5 Tips to Help Pass Joint Commission Accreditation Surveys
The following tips to help pass Joint Commission accreditation surveys might not apply to every type of healthcare organization in every circumstance. They are intended as a general guide that healthcare organizations can use to improve the likelihood of a successful survey and to achieve a better rating on the Joint Commission’s qualitycheck.org website.
- Identify Discrepancies between the Guide and Current Practices
Although the current Survey Activity Guide is 120 pages in length, once you take out the areas that do not apply to your type of healthcare organization, it is simpler to identify discrepancies between the Joint Commission’s standards and current working practices. These discrepancies need to be remedied before a Joint Commission accreditation survey.
- Learn from Other Organizations’ Failings
Each year (usually around April), the Joint Commission publishes a list of the most frequently cited failings from inspections during the previous year in its “Perspectives” newsletter. Often the failings have little to do with the standard of care provided by the healthcare organization and are more likely attributable to the environment of care.
- Get Rid of Corridor Clutter
In the event of an emergency, corridor clutter not only makes it harder to move patients, but it can also hinder emergency response. The Joint Commission acknowledges that some medical equipment needs to be permanently accessible, but inspectors have previously found items such as laundry baskets obstructing corridors for hours
- You Never Get a Second Opportunity to Make a Good First Impression
In the Survey Activity Guide, a significant amount of attention is given to how an inspector should be greeted, how he or she should be identified, and how he or she should be accommodated. Make sure your organization’s “welcome team” are up-to-speed with the current recommendations, and always have ready a clean, Internet-connected office space from which the inspector(s) can work.
- Keep up to date with Joint Commission’s Current Hot Topics
On the Joint Commission’s website, there is a frequently updated blog which is a good thermometer of the Joint Commission’s current “hot topics”. Recently the blog has covered such topics as improving health and safety in healthcare workspaces and protecting staff from workplace violence – implying that employee wellbeing may be incorporated into future standards.

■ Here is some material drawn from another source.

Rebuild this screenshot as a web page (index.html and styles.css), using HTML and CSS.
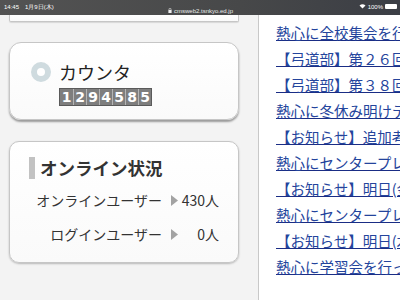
FILE: index.html
```html
<!DOCTYPE html>
<html lang="ja">
<head>
  <meta charset="UTF-8">
  <title>オンライン状況</title>
  <link rel="stylesheet" href="styles.css">
</head>
<body>
  <div class="statusbar">
    <span class="clock">14:45　1月9日(木)</span>
    <span class="url">
      <svg width="4" height="5" viewBox="0 0 4 5"><path d="M1 2 V1.2 A1 1 0 0 1 3 1.2 V2" fill="none" stroke="#eee" stroke-width="0.6"/><rect x="0.4" y="2" width="3.2" height="3" fill="#eee"/></svg>
      cmsweb2.tsnkyo.ed.jp
    </span>
    <span class="battery">
      <svg width="7" height="5" viewBox="0 0 7 5"><path d="M0.5 1.6 A4.5 4.5 0 0 1 6.5 1.6 L3.5 4.6 Z" fill="#fff"/></svg>
      100%
      <span class="cell"></span>
    </span>
  </div>

  <div class="page">
    <div class="side">
      <div class="card stub"></div>

      <div class="card counter">
        <div class="counter-head">
          <span class="ring"></span>
          <span class="counter-title">カウンタ</span>
        </div>
        <div class="digits">
          <span>1</span><span>2</span><span>9</span><span>4</span><span>5</span><span>8</span><span>5</span>
        </div>
      </div>

      <div class="card online">
        <h2 class="online-title">オンライン状況</h2>
        <div class="stats">
          <span class="stat-label">オンラインユーザー</span>
          <span class="arrow"><svg width="7" height="11" viewBox="0 0 7 11"><path d="M0 0 L7 5.5 L0 11 Z" fill="#a3a3a3"/></svg></span>
          <span class="stat-value">430人</span>
          <span class="stat-label">ログインユーザー</span>
          <span class="arrow"><svg width="7" height="11" viewBox="0 0 7 11"><path d="M0 0 L7 5.5 L0 11 Z" fill="#a3a3a3"/></svg></span>
          <span class="stat-value">0人</span>
        </div>
      </div>
    </div>

    <div class="news">
      <a href="#">熱心に全校集会を行いました</a>
      <a href="#">【弓道部】第２６回大会</a>
      <a href="#">【弓道部】第３８回大会</a>
      <a href="#">熱心に冬休み明けテスト</a>
      <a href="#">【お知らせ】追加考査</a>
      <a href="#">熱心にセンタープレテスト</a>
      <a href="#">【お知らせ】明日(金)</a>
      <a href="#">熱心にセンタープレテスト</a>
      <a href="#">【お知らせ】明日(木)</a>
      <a href="#">熱心に学習会を行っています</a>
    </div>
  </div>
</body>
</html>
```

FILE: styles.css
```css
body {
  margin: 0;
  width: 400px;
  height: 300px;
  overflow: hidden;
  background: #f3f3f3;
  font-family: "Noto Sans CJK JP", "Noto Sans", sans-serif;
  color: #333;
}

.statusbar {
  height: 15px;
  display: flex;
  justify-content: space-between;
  background: linear-gradient(to right, #535353, #474849 60%, #3b3e45);
  color: #fff;
  font-family: "Liberation Sans", sans-serif;
  font-size: 6px;
  line-height: 1;
  padding: 0 3px 0 4px;
  box-sizing: border-box;
}

.clock {
  padding-top: 4px;
  width: 120px;
}

.url {
  padding-top: 8px;
  color: #e8e8e8;
  display: flex;
  align-items: flex-start;
  gap: 2px;
}

.battery {
  width: 120px;
  padding-top: 4px;
  display: flex;
  justify-content: flex-end;
  gap: 2px;
}

.cell {
  width: 12px;
  height: 5px;
  background: #fff;
  border-radius: 1px;
}

.page {
  display: flex;
  height: 285px;
}

.side {
  width: 258px;
  flex-shrink: 0;
  padding-left: 9px;
  box-sizing: border-box;
}

.card {
  width: 230px;
  box-sizing: border-box;
  background: linear-gradient(#ffffff, #fafafa);
  border: 1px solid #c6c6c6;
  border-radius: 12px;
}

.stub {
  height: 7px;
  border-top: none;
  border-radius: 0 0 2px 2px;
  box-shadow: 0 1px 1px #d8d8d8;
}

.counter {
  margin-top: 20px;
  height: 78px;
  padding: 19px 0 0 21px;
  box-shadow: 0 2px 2px #9a9a9a;
}

.counter-head {
  display: flex;
  align-items: center;
  gap: 8px;
  height: 20px;
}

.ring {
  width: 20px;
  height: 20px;
  box-sizing: border-box;
  border: 6px solid #cfdbdf;
  border-radius: 50%;
  background: #fff;
}

.counter-title {
  font-size: 18px;
  color: #222;
  line-height: 20px;
}

.digits {
  display: inline-flex;
  margin: 6px 0 0 28px;
  border: 1px solid #5a5a5a;
}

.digits span {
  width: 12px;
  height: 16px;
  border-left: 1px solid #b5b5b5;
  background: #7e7e7e;
  color: #fff;
  font-family: "DejaVu Sans", sans-serif;
  font-weight: bold;
  font-size: 14px;
  line-height: 17px;
  text-align: center;
}

.digits span:first-child {
  border-left: none;
  width: 13px;
}

.online {
  margin-top: 21px;
  height: 122px;
  padding-top: 15px;
  border-radius: 10px;
  box-shadow: 0 1px 2px #b8b8b8;
}

.online-title {
  margin: 0 0 0 19px;
  padding-left: 5px;
  border-left: 6px solid #c2c2c2;
  font-size: 17.5px;
  font-weight: bold;
  line-height: 22px;
  color: #333;
}

.stats {
  display: grid;
  grid-template-columns: 152px 19px 38px;
  row-gap: 12px;
  margin-top: 10px;
  font-size: 14px;
  line-height: 22px;
  color: #333;
}

.stat-label {
  text-align: right;
}

.arrow {
  display: flex;
  align-items: center;
  padding-left: 9px;
}

.stat-value {
  text-align: right;
}

.news {
  flex: 1;
  height: 282px;
  background: #fff;
  border-left: 1px solid #c8c8c8;
  border-bottom: 1px solid #c8c8c8;
  padding: 5px 0 0 17px;
  overflow: hidden;
  display: flex;
  flex-direction: column;
}

.news a {
  font-size: 14.5px;
  line-height: 26px;
  white-space: nowrap;
  color: #24449c;
  text-decoration: underline;
  text-decoration-color: #1a2d85;
}
```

Improve Communication and Protect Employees
Throughout the Survey Activity Guide, there are many references to the importance of having good communication systems in place – not only for professionals to collaborate of patient care, but also for healthcare organizations to comply with CMS’ Emergency Preparedness Rule. There will likely be more emphasis on communications if employee wellbeing is incorporated into future standards.